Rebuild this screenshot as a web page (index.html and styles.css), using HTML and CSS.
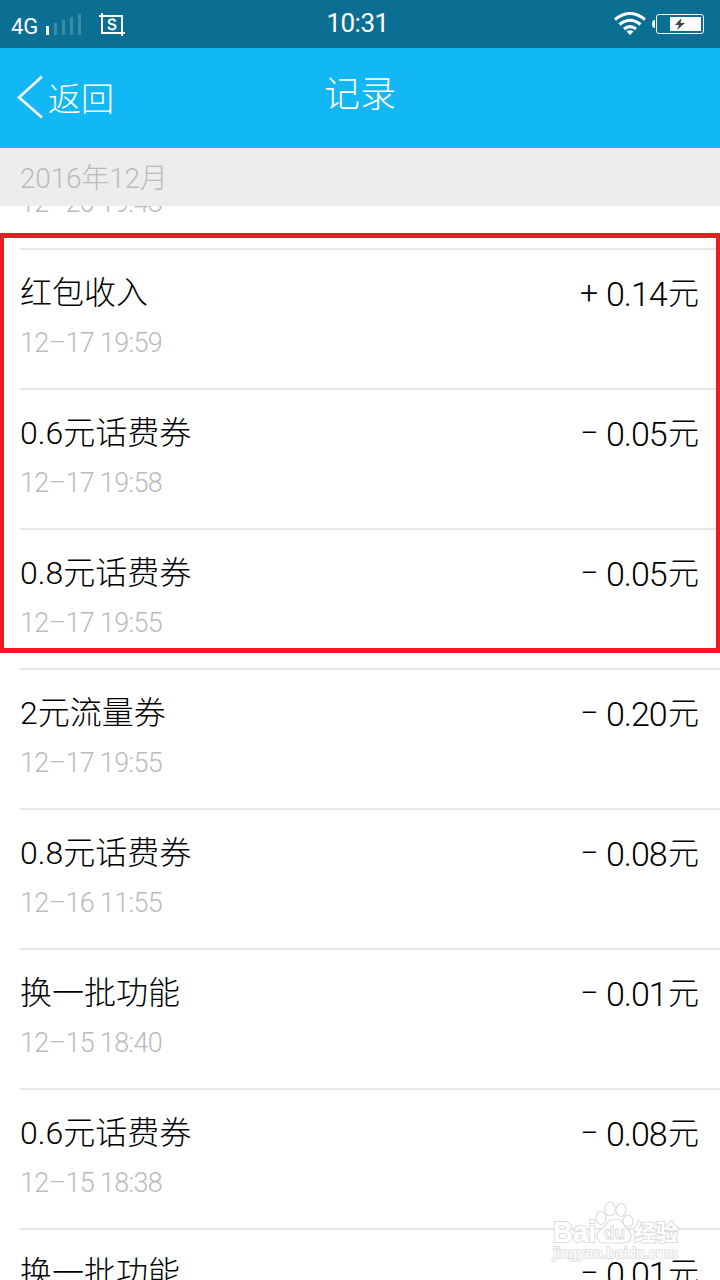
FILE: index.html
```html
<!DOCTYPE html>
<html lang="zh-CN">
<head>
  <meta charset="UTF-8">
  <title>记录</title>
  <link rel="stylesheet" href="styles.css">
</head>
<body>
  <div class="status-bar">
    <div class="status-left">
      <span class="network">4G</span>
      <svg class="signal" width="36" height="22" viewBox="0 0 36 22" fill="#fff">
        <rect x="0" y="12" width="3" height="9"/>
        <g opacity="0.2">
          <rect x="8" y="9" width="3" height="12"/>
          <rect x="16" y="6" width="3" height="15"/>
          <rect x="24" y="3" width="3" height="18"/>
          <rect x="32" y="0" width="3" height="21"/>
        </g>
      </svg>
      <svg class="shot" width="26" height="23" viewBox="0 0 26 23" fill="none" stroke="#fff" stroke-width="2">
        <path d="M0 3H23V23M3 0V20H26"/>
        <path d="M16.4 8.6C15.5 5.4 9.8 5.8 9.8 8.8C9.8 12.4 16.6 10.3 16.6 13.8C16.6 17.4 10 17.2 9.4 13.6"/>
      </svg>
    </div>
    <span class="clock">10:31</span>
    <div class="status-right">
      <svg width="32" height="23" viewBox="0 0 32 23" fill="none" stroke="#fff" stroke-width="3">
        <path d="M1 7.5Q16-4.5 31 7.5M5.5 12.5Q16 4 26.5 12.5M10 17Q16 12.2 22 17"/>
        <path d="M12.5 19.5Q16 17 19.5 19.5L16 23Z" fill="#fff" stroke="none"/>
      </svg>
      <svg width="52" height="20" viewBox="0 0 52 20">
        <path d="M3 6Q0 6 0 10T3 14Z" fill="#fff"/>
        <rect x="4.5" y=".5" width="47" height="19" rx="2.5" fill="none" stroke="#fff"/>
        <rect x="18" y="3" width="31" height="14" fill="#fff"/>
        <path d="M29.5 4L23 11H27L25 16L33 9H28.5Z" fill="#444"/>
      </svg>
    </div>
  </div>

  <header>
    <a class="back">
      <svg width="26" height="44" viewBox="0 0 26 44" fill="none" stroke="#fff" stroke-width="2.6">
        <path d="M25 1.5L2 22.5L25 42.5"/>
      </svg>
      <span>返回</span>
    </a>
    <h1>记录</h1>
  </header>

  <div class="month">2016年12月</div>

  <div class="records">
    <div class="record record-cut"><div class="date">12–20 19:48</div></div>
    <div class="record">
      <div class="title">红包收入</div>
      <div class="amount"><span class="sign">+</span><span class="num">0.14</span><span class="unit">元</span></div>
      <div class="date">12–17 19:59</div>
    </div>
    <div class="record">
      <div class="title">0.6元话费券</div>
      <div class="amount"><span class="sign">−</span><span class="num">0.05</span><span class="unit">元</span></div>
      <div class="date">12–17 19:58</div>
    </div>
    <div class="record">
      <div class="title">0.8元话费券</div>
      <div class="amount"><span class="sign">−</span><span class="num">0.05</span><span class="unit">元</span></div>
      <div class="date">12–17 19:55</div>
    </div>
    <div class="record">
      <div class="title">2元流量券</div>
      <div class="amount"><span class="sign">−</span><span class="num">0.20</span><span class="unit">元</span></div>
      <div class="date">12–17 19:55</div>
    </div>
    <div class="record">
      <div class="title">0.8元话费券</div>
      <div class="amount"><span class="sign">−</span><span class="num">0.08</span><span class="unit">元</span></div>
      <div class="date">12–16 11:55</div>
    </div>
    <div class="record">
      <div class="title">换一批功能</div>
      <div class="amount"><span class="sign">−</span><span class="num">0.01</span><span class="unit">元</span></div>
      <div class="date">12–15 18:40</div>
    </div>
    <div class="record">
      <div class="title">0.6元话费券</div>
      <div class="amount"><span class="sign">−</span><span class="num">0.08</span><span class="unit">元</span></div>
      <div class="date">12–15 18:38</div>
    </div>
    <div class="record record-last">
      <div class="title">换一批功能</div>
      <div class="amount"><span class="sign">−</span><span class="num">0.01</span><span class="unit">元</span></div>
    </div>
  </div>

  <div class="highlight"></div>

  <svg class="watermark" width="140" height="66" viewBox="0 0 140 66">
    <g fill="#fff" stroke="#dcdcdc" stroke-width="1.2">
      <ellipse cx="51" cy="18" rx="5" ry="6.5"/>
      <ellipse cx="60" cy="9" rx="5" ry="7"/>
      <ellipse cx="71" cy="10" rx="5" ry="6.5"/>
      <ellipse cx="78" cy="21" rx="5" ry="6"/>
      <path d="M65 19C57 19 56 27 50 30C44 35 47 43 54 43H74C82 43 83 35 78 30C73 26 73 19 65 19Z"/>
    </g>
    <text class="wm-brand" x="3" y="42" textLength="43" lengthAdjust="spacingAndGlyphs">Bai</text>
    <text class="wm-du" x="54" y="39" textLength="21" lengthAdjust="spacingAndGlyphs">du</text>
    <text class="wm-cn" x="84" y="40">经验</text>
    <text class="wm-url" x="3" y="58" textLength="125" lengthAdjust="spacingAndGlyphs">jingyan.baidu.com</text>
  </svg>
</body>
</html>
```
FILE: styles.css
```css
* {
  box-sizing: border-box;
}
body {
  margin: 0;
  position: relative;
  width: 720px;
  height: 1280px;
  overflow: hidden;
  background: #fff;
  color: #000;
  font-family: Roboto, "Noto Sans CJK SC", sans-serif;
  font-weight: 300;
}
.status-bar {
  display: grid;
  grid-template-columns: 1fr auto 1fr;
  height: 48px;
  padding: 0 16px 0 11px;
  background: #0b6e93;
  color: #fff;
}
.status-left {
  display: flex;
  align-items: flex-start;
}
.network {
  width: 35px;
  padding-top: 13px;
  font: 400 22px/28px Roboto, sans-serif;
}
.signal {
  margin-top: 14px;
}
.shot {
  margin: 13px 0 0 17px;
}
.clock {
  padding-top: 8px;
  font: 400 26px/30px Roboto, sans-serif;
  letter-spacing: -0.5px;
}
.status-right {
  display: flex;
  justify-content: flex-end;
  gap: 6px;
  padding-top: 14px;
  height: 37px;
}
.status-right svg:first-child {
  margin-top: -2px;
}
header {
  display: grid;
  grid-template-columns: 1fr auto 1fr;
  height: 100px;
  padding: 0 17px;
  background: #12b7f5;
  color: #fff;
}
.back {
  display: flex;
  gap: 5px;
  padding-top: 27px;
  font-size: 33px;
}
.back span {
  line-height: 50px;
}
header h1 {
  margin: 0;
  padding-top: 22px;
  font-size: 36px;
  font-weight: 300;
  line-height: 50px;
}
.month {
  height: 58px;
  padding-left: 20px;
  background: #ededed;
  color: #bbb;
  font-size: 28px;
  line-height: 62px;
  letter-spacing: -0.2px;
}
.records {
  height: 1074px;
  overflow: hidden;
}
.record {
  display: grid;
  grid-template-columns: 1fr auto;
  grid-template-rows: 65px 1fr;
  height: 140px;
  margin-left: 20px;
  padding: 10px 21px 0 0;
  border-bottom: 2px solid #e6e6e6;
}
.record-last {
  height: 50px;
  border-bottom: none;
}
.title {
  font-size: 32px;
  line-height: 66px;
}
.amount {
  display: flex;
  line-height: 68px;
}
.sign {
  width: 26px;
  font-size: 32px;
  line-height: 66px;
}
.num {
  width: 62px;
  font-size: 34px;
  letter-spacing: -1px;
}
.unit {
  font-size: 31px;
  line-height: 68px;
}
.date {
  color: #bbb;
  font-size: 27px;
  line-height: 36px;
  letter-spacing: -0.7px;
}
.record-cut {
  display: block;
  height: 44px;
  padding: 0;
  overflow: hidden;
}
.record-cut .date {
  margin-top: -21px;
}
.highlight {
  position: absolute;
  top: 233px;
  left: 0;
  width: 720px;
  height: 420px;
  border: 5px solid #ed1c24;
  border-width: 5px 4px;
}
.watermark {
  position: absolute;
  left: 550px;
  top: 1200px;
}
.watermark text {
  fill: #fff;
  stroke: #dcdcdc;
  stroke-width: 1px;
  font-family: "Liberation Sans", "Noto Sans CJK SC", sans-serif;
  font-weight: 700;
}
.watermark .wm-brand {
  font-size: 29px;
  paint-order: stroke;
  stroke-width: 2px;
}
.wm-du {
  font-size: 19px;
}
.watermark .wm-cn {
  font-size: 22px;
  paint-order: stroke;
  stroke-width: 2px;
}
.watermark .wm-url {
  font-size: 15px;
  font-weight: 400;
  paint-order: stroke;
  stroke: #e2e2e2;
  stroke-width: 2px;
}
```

==*==

Search the data for "styles". Copy every matching line.

Rebuild this screenshot as a web page (index.html and styles.css), using HTML and CSS.
  <link rel="stylesheet" href="styles.css">
FILE: styles.css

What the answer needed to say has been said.